Nobu Black Cod

Adapted from this website.

Ingredients

Ingredients Amount
Black Cod Filet 1 lb
Sake (or sub with Shaoxing wine) 1/4 cup
Miring 2 tbsp
White Miso Paste 1/3 cup
Sugar 1/4 cup
Green Onion 1 unit
Sesame Seeds 1 unit
Chili Crisp 1 unit

Timings

Marinade cod 2-3 days (required).

Broil cod on high (approx 10-12 minutes).

Recipe

  1. To a small sauce pot on medium heat, add 1/4 cup of sake and 2 tablespoons of mirin. Cook for 1-2 minutes to cook away alcohol
  2. Lower the heat, then whisk in 1/3 cup of white miso paste and 1/4 cup of sugar. Mix well, ensuring miso and sugar are fully dissolved. Bring marinade up to a slight simmer, and then set aside and let cool down to room temperature
  3. Cut black cod filets into more manageable-sized pieces, roughly 3-4″ sections.
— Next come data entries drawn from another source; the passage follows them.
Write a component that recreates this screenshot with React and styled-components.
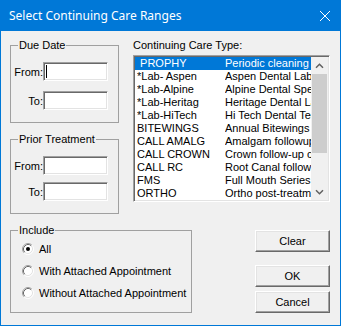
import React from 'react';
import styled, { createGlobalStyle } from 'styled-components';

const GlobalStyle = createGlobalStyle`
  html, body {
    margin: 0;
    padding: 0;
    background: #ffffff;
  }
  body {
    font-family: "Liberation Sans", Arial, sans-serif;
    font-size: 11px;
    color: #000;
  }
`;

const Window = styled.div`
  width: 341px;
  height: 326px;
  box-sizing: border-box;
  background: #0078d7;
  padding: 0 1px 1px 1px;
  display: flex;
  flex-direction: column;
`;

const TitleBar = styled.div`
  height: 31px;
  flex-shrink: 0;
  display: flex;
  align-items: center;
  justify-content: space-between;
  padding: 0 10px 0 8px;
  color: #fff;
  font-family: "Noto Sans", "Open Sans", sans-serif;
  font-size: 12px;
`;

const Body = styled.div`
  flex: 1;
  background: #f0f0f0;
  padding: 8px 10px 0 9px;
  display: flex;
  flex-direction: column;
  gap: 10px;
`;

const Row = styled.div`
  display: flex;
  align-items: flex-start;
  justify-content: ${p => p.$spread ? 'space-between' : 'flex-start'};
  gap: ${p => p.$gap || 0}px;
`;

const Column = styled.div`
  width: ${p => p.$w}px;
  display: flex;
  flex-direction: column;
  gap: ${p => p.$gap || 0}px;
`;

const Group = styled.fieldset`
  margin: 0;
  width: ${p => p.$w}px;
  box-sizing: border-box;
  min-width: 0;
  border: 1px solid #a0a0a0;
  padding: ${p => p.$pt}px 10px 12px 7px;
  ${p => p.$pb !== undefined && `padding-bottom: ${p.$pb}px;`}

  legend {
    padding: 0 1px;
    line-height: 12px;
    font-size: 11px;
  }
`;

const FieldGrid = styled.div`
  display: grid;
  grid-template-columns: 25px 65px;
  row-gap: ${p => p.$gap}px;
  align-items: center;
`;

const Label = styled.label`
  justify-self: end;
  white-space: nowrap;
`;

const TextBox = styled.div`
  height: 19px;
  box-sizing: border-box;
  background: #fff;
  border: 1px solid;
  border-color: #a0a0a0 #fff #fff #a0a0a0;
  box-shadow: inset 1px 1px 0 #696969, inset -1px -1px 0 #e3e3e3;
  display: flex;
  align-items: center;
  padding-left: 2px;

  input {
    flex: 1;
    min-width: 0;
    border: 0;
    outline: 0;
    background: transparent;
    font: inherit;
    padding: 0;
    height: 13px;
  }
`;

const Caret = styled.span`
  width: 1px;
  height: 13px;
  background: #000;
  flex-shrink: 0;
`;

const Caption = styled.div`
  line-height: 13px;
  margin-bottom: 3px;
  white-space: nowrap;
`;

const ListBox = styled.div`
  height: 147px;
  box-sizing: border-box;
  background: #fff;
  border: 1px solid;
  border-color: #a0a0a0 #fff #fff #a0a0a0;
  box-shadow: inset 1px 1px 0 #696969, inset -1px -1px 0 #e3e3e3;
  padding: 1px;
  display: flex;
`;

const Items = styled.div`
  flex: 1;
  min-width: 0;
  overflow: hidden;
`;

const Item = styled.div`
  display: grid;
  grid-template-columns: 88px 1fr;
  height: 13px;
  line-height: 13px;
  padding-left: 2px;
  white-space: pre;
  overflow: hidden;
  background: ${p => p.$selected ? '#0078d7' : 'transparent'};
  color: ${p => p.$selected ? '#fff' : '#000'};

  span {
    overflow: hidden;
  }
`;

const ScrollBar = styled.div`
  width: 17px;
  flex-shrink: 0;
  background: #f0f0f0;
  display: flex;
  flex-direction: column;
`;

const ArrowButton = styled.div`
  height: 17px;
  display: flex;
  align-items: center;
  justify-content: center;
`;

const Thumb = styled.div`
  height: 79px;
  margin: 0 1px;
  background: #cdcdcd;
`;

const Track = styled.div`
  flex: 1;
`;

const RadioList = styled.div`
  display: flex;
  flex-direction: column;
  padding-left: 4px;
`;

const RadioRow = styled.label`
  height: 22px;
  display: flex;
  align-items: center;
  gap: 5px;
  white-space: nowrap;

  svg {
    flex-shrink: 0;
  }
`;

const Button = styled.button`
  width: 75px;
  height: 22px;
  margin-top: ${p => p.$mt || 0}px;
  box-sizing: border-box;
  background: #f0f0f0;
  font-family: "Liberation Sans", Arial, sans-serif;
  font-size: 11px;
  color: #000;
  padding: 0;
  border: 1px solid;
  border-color: #fff #696969 #696969 #fff;
  box-shadow: inset -1px -1px 0 #a0a0a0, inset 1px 1px 0 #e3e3e3;
`;

const careTypes = [
  [' PROPHY', 'Periodic cleaning and exam'],
  ['*Lab- Aspen', 'Aspen Dental Lab'],
  ['*Lab-Alpine', 'Alpine Dental Specialties'],
  ['*Lab-Heritag', 'Heritage Dental Lab'],
  ['*Lab-HiTech', 'Hi Tech Dental Technology'],
  ['BITEWINGS', 'Annual Bitewings'],
  ['CALL AMALG', 'Amalgam followup'],
  ['CALL CROWN', 'Crown follow-up call'],
  ['CALL RC', 'Root Canal follow-up'],
  ['FMS', 'Full Mouth Series'],
  ['ORTHO', 'Ortho post-treatment'],
];

const Chevron = ({ down }) => (
  <svg width="9" height="6" viewBox="0 0 9 6">
    <path
      d={down ? 'M1 1.2 L4.5 4.7 L8 1.2' : 'M1 4.8 L4.5 1.3 L8 4.8'}
      fill="none"
      stroke="#606060"
      strokeWidth="1.5"
    />
  </svg>
);

const Radio = ({ checked }) => (
  <svg width="12" height="12" viewBox="0 0 12 12">
    <circle cx="6" cy="6" r="5" fill="#fff" />
    <path d="M2.11 9.89 A5.5 5.5 0 0 1 9.89 2.11" fill="none" stroke="#a0a0a0" />
    <path d="M9.89 2.11 A5.5 5.5 0 0 1 2.11 9.89" fill="none" stroke="#ffffff" />
    <path d="M2.82 9.18 A4.5 4.5 0 0 1 9.18 2.82" fill="none" stroke="#696969" />
    <path d="M9.18 2.82 A4.5 4.5 0 0 1 2.82 9.18" fill="none" stroke="#e3e3e3" />
    {checked && <circle cx="6" cy="6" r="2" fill="#000" />}
  </svg>
);

const DateFields = ({ gap, focused }) => (
  <FieldGrid $gap={gap}>
    <Label>From:</Label>
    <TextBox>
      {focused && <Caret />}
      <input />
    </TextBox>
    <Label>To:</Label>
    <TextBox>
      <input />
    </TextBox>
  </FieldGrid>
);

const App = () => {
  return (
    <>
      <GlobalStyle />
      <Window>
        <TitleBar>
          <span>Select Continuing Care Ranges</span>
          <svg width="10" height="10" viewBox="0 0 10 10">
            <path d="M0 0 L10 10 M10 0 L0 10" stroke="#fff" strokeWidth="1" />
          </svg>
        </TitleBar>
        <Body>
          <Row $gap={14}>
            <Column $w={109} $gap={10}>
              <Group $w={109} $pt={11}>
                <legend>Due Date</legend>
                <DateFields gap={10} focused />
              </Group>
              <Group $w={109} $pt={11}>
                <legend>Prior Treatment</legend>
                <DateFields gap={7} />
              </Group>
            </Column>
            <Column $w={197}>
              <Caption>Continuing Care Type:</Caption>
              <ListBox>
                <Items>
                  {careTypes.map(([code, desc], i) => (
                    <Item key={code} $selected={i === 0}>
                      <span>{code}</span>
                      <span>{desc}</span>
                    </Item>
                  ))}
                </Items>
                <ScrollBar>
                  <ArrowButton><Chevron /></ArrowButton>
                  <Thumb />
                  <Track />
                  <ArrowButton><Chevron down /></ArrowButton>
                </ScrollBar>
              </ListBox>
            </Column>
          </Row>
          <Row $spread>
            <Group $w={182} $pt={2} $pb={8}>
              <legend>Include</legend>
              <RadioList>
                <RadioRow><Radio checked />All</RadioRow>
                <RadioRow><Radio />With Attached Appointment</RadioRow>
                <RadioRow><Radio />Without Attached Appointment</RadioRow>
              </RadioList>
            </Group>
            <Column $w={75}>
              <Button $mt={6}>Clear</Button>
              <Button $mt={13}>OK</Button>
              <Button $mt={4}>Cancel</Button>
            </Column>
          </Row>
        </Body>
      </Window>
    </>
  );
};

export default App;
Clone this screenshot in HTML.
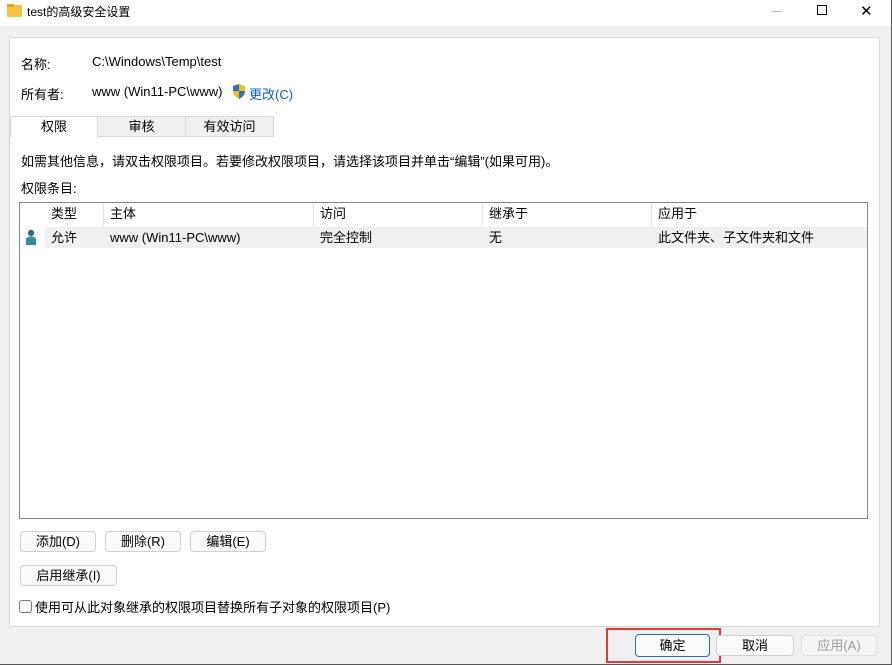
<!DOCTYPE html>
<html><head><meta charset="utf-8"><style>
*{margin:0;padding:0;box-sizing:border-box}
body{width:892px;height:665px;background:#f0f0f0;font-family:"Liberation Sans","Noto Sans CJK SC",sans-serif;font-size:13px;color:#000;position:relative;overflow:hidden}
.a{position:absolute}
.title{left:0;top:0;width:892px;height:26px;background:#fff}
.panel{left:9px;top:37px;width:871px;height:590px;background:#fff;border:1px solid #d9d9d9}
.btn{position:absolute;height:21px;border:1px solid #d0d0d0;border-radius:4px;background:#fbfbfb;text-align:center;line-height:19px;font-size:13px}
.tab{position:absolute;top:116px;height:21px;border:1px solid #d9d9d9;text-align:center;line-height:19px;background:#f0f0f0}
.col{position:absolute;top:203px;height:23px;line-height:22px;border-right:1px solid #e5e5e5;padding-left:6px}
.cell{position:absolute;top:227px;line-height:21px}
</style></head><body>
<div class="a title"></div>
<div class="a" style="left:7px;top:5px;width:15px;height:12px;background:#f5c542;border-radius:1px"></div>
<div class="a" style="left:7px;top:4px;width:7px;height:3px;background:#e0a820"></div>
<div class="a" style="left:27px;top:3px;font-size:12px">test的高级安全设置</div>
<div class="a" style="left:772px;top:11px;width:10px;height:1px;background:#bbb"></div>
<div class="a" style="left:817px;top:5px;width:10px;height:10px;border:1px solid #000"></div>
<div class="a" style="left:860px;top:2px;font-size:15px">✕</div>
<div class="a" style="left:891px;top:0;width:1px;height:665px;background:#555"></div>
<div class="a" style="left:0;top:664px;width:892px;height:1px;background:#555"></div>
<div class="a panel"></div>
<div class="a" style="left:21px;top:54px">名称:</div>
<div class="a" style="left:92px;top:54px">C:\Windows\Temp\test</div>
<div class="a" style="left:21px;top:84px">所有者:</div>
<div class="a" style="left:92px;top:84px">www (Win11-PC\www)</div>
<svg class="a" style="left:232px;top:84px" width="14" height="15" viewBox="0 0 14 15"><path d="M7 0L13 2V7C13 11 10 13.5 7 15 4 13.5 1 11 1 7V2Z" fill="#f5c20a"/><path d="M7 0V7H1V2ZM7 7H13C13 11 10 13.5 7 15Z" fill="#2a6fd6"/></svg>
<div class="a" style="left:249px;top:84px;color:#0a5fc4">更改(C)</div>
<div class="tab" style="left:97px;width:89px">审核</div>
<div class="tab" style="left:185px;width:89px">有效访问</div>
<div class="tab" style="left:10px;width:88px;background:#fff;border-bottom-color:#fff;height:22px">权限</div>
<div class="a" style="left:21px;top:151px">如需其他信息，请双击权限项目。若要修改权限项目，请选择该项目并单击“编辑”(如果可用)。</div>
<div class="a" style="left:21px;top:178px">权限条目:</div>
<div class="a" style="left:19px;top:202px;width:849px;height:317px;border:1px solid #828790;background:#fff"></div>
<div class="col" style="left:45px;width:59px">类型</div>
<div class="col" style="left:104px;width:210px">主体</div>
<div class="col" style="left:314px;width:169px">访问</div>
<div class="col" style="left:483px;width:169px">继承于</div>
<div class="col" style="left:652px;width:215px;border-right:none">应用于</div>
<div class="a" style="left:45px;top:227px;width:822px;height:21px;background:#f0f0f0"></div>
<svg class="a" style="left:25px;top:229px" width="12" height="16" viewBox="0 0 12 16"><circle cx="6" cy="4" r="3.2" fill="#3b6b7a"/><path d="M1 16V11C1 8.5 3 7.5 6 7.5S11 8.5 11 11V16Z" fill="#2f8f9a"/></svg>
<div class="cell" style="left:51px">允许</div>
<div class="cell" style="left:110px">www (Win11-PC\www)</div>
<div class="cell" style="left:320px">完全控制</div>
<div class="cell" style="left:489px">无</div>
<div class="cell" style="left:658px">此文件夹、子文件夹和文件</div>
<div class="btn" style="left:20px;top:531px;width:76px">添加(D)</div>
<div class="btn" style="left:105px;top:531px;width:76px">删除(R)</div>
<div class="btn" style="left:190px;top:531px;width:76px">编辑(E)</div>
<div class="btn" style="left:20px;top:565px;width:97px">启用继承(I)</div>
<div class="a" style="left:19px;top:600px;width:13px;height:13px;border:1px solid #777;border-radius:3px;background:#fafafa"></div>
<div class="a" style="left:35px;top:597px">使用可从此对象继承的权限项目替换所有子对象的权限项目(P)</div>
<div class="a" style="left:606px;top:628px;width:115px;height:35px;border:2px solid #e03a3a"></div>
<div class="btn" style="left:635px;top:634px;width:75px;height:23px;border-color:#2a6fb0;line-height:21px">确定</div>
<div class="btn" style="left:716px;top:635px;width:78px">取消</div>
<div class="btn" style="left:801px;top:635px;width:76px;color:#999;background:#f5f5f5;border-color:#e0e0e0">应用(A)</div>
</body></html>
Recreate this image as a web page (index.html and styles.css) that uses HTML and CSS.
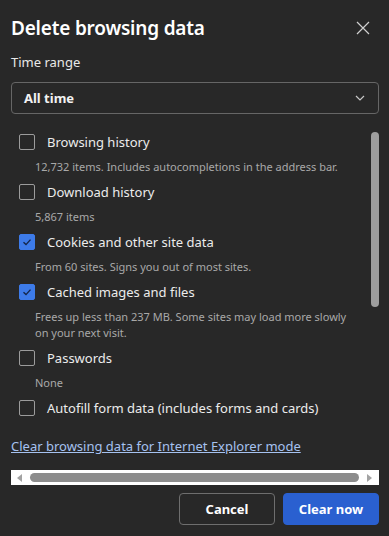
FILE: index.html
```html
<!DOCTYPE html>
<html lang="en">
<head>
<meta charset="utf-8">
<title>Delete browsing data</title>
<link rel="stylesheet" href="styles.css">
</head>
<body>
<div class="dialog">
  <div class="header">
    <h1 class="title">Delete browsing data</h1>
    <button class="close" aria-label="Close">
      <svg width="14" height="14" viewBox="0 0 14 14"><path d="M1 1L13 13M13 1L1 13" stroke="#d0d0d0" stroke-width="1.2" fill="none"/></svg>
    </button>
  </div>
  <div class="range-label">Time range</div>
  <div class="select">
    <span class="select-value">All time</span>
    <svg class="chev" width="10" height="6" viewBox="0 0 10 6"><path d="M1 1L5 5L9 1" stroke="#c8c8c8" stroke-width="1.2" fill="none"/></svg>
  </div>
  <div class="list">
    <div class="items">
      <div class="item">
        <div class="row"><span class="box"></span><span class="label">Browsing history</span></div>
        <div class="sub">12,732 items. Includes autocompletions in the address bar.</div>
      </div>
      <div class="item">
        <div class="row"><span class="box"></span><span class="label">Download history</span></div>
        <div class="sub">5,867 items</div>
      </div>
      <div class="item">
        <div class="row"><span class="box checked"><svg width="16" height="16" viewBox="0 0 16 16"><path d="M4.5 8.2L7 10.6L11.5 5.6" stroke="#14264a" stroke-width="1.4" fill="none"/></svg></span><span class="label">Cookies and other site data</span></div>
        <div class="sub">From 60 sites. Signs you out of most sites.</div>
      </div>
      <div class="item">
        <div class="row"><span class="box checked"><svg width="16" height="16" viewBox="0 0 16 16"><path d="M4.5 8.2L7 10.6L11.5 5.6" stroke="#14264a" stroke-width="1.4" fill="none"/></svg></span><span class="label">Cached images and files</span></div>
        <div class="sub">Frees up less than 237 MB. Some sites may load more slowly on your next visit.</div>
      </div>
      <div class="item">
        <div class="row"><span class="box"></span><span class="label">Passwords</span></div>
        <div class="sub">None</div>
      </div>
      <div class="item">
        <div class="row"><span class="box"></span><span class="label">Autofill form data (includes forms and cards)</span></div>
      </div>
    </div>
    <div class="vscroll"><div class="vthumb"></div></div>
  </div>
  <a class="link" href="#">Clear browsing data for Internet Explorer mode</a>
  <div class="hscroll">
    <svg class="harrow" width="6" height="8" viewBox="0 0 6 8"><path d="M5 0L0 4L5 8Z" fill="#a3a3a3"/></svg>
    <div class="hthumb"></div>
    <svg class="harrow" width="6" height="8" viewBox="0 0 6 8"><path d="M1 0L6 4L1 8Z" fill="#a3a3a3"/></svg>
  </div>
  <div class="actions">
    <button class="btn cancel">Cancel</button>
    <button class="btn primary">Clear now</button>
  </div>
</div>
</body>
</html>
```
FILE: styles.css
```css
html, body {
  margin: 0;
  padding: 0;
  background: #282828;
}
body {
  font-family: "Noto Sans", "Open Sans", sans-serif;
  color: #e8e8e8;
  width: 389px;
  height: 536px;
  overflow: hidden;
}
.dialog {
  padding: 0 10px 0 11px;
  display: flex;
  flex-direction: column;
}
.header {
  display: flex;
  align-items: center;
  justify-content: space-between;
  padding-top: 16px;
  height: 24px;
  margin-bottom: 12px;
}
.title {
  margin: 0;
  font-size: 19px;
  font-weight: 600;
  line-height: 24px;
  color: #ffffff;
  letter-spacing: -0.2px;
}
.close {
  background: none;
  border: 0;
  padding: 0;
  margin-right: 9px;
  width: 14px;
  height: 14px;
  display: flex;
}
.range-label {
  font-size: 13px;
  line-height: 20px;
  color: #e8e8e8;
  margin-bottom: 10px;
}
.select {
  height: 32px;
  box-sizing: border-box;
  border: 1px solid #666666;
  border-radius: 4px;
  padding: 0 13px 0 12px;
  display: flex;
  align-items: center;
  justify-content: space-between;
}
.select-value {
  font-size: 13px;
  font-weight: 700;
  color: #f2f2f2;
}
.list {
  display: flex;
  height: 311px;
  overflow: hidden;
  margin-top: 0;
}
.items {
  flex: 1;
  padding: 18px 0 0 8px;
}
.item {
  padding-bottom: 7px;
}
.row {
  display: flex;
  align-items: center;
  gap: 12px;
  height: 20px;
}
.box {
  width: 16px;
  height: 16px;
  box-sizing: border-box;
  border: 1px solid #9c9c9c;
  border-radius: 2px;
  flex: none;
  display: flex;
}
.box.checked {
  background: #3d7be9;
  border-color: #3d7be9;
}
.box.checked svg {
  margin: -1px;
}
.label {
  font-size: 13px;
  color: #ececec;
  white-space: nowrap;
}
.sub {
  margin: 7px 0 0 16px;
  font-size: 11px;
  line-height: 16px;
  color: #a8a8a8;
  padding-right: 18px;
}
.vscroll {
  width: 8px;
  padding-top: 18px;
}
.vthumb {
  height: 175px;
  background: #9e9e9e;
  border-radius: 4px;
}
.link {
  margin-top: 11px;
  font-size: 13px;
  line-height: 20px;
  color: #a6c2f0;
  text-decoration: underline;
  align-self: flex-start;
}
.hscroll {
  margin-top: 14px;
  height: 15px;
  background: #ffffff;
  display: flex;
  align-items: center;
  padding: 0 7px 0 6px;
  gap: 7px;
}
.hthumb {
  flex: 1;
  height: 9px;
  background: #8c8c8c;
  border-radius: 5px;
}
.actions {
  margin-top: 8px;
  display: flex;
  justify-content: flex-end;
  gap: 8px;
}
.btn {
  width: 96px;
  height: 32px;
  border-radius: 4px;
  font-family: inherit;
  font-size: 13px;
  font-weight: 700;
  color: #ffffff;
  padding: 0;
}
.cancel {
  background: transparent;
  border: 1px solid #6e6e6e;
}
.primary {
  background: #2a60d0;
  border: 1px solid #2a60d0;
}
```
Add black cod to an airtight container and pour marinade over the black cod
  4. Gently toss, making sure the black cod is evenly coated. Let the black cod marinate in the fridge for 2-3 days before cooking
  5. Add black cod to a piece of foil on top of a baking tray
  6. Back on the upper part of the rack, 8″ away from the heating element. Broil on high for 10-12 minutes or until golden brown and slightly charred
  7. Serve on a plate garnished with green onion curls, and enjoy!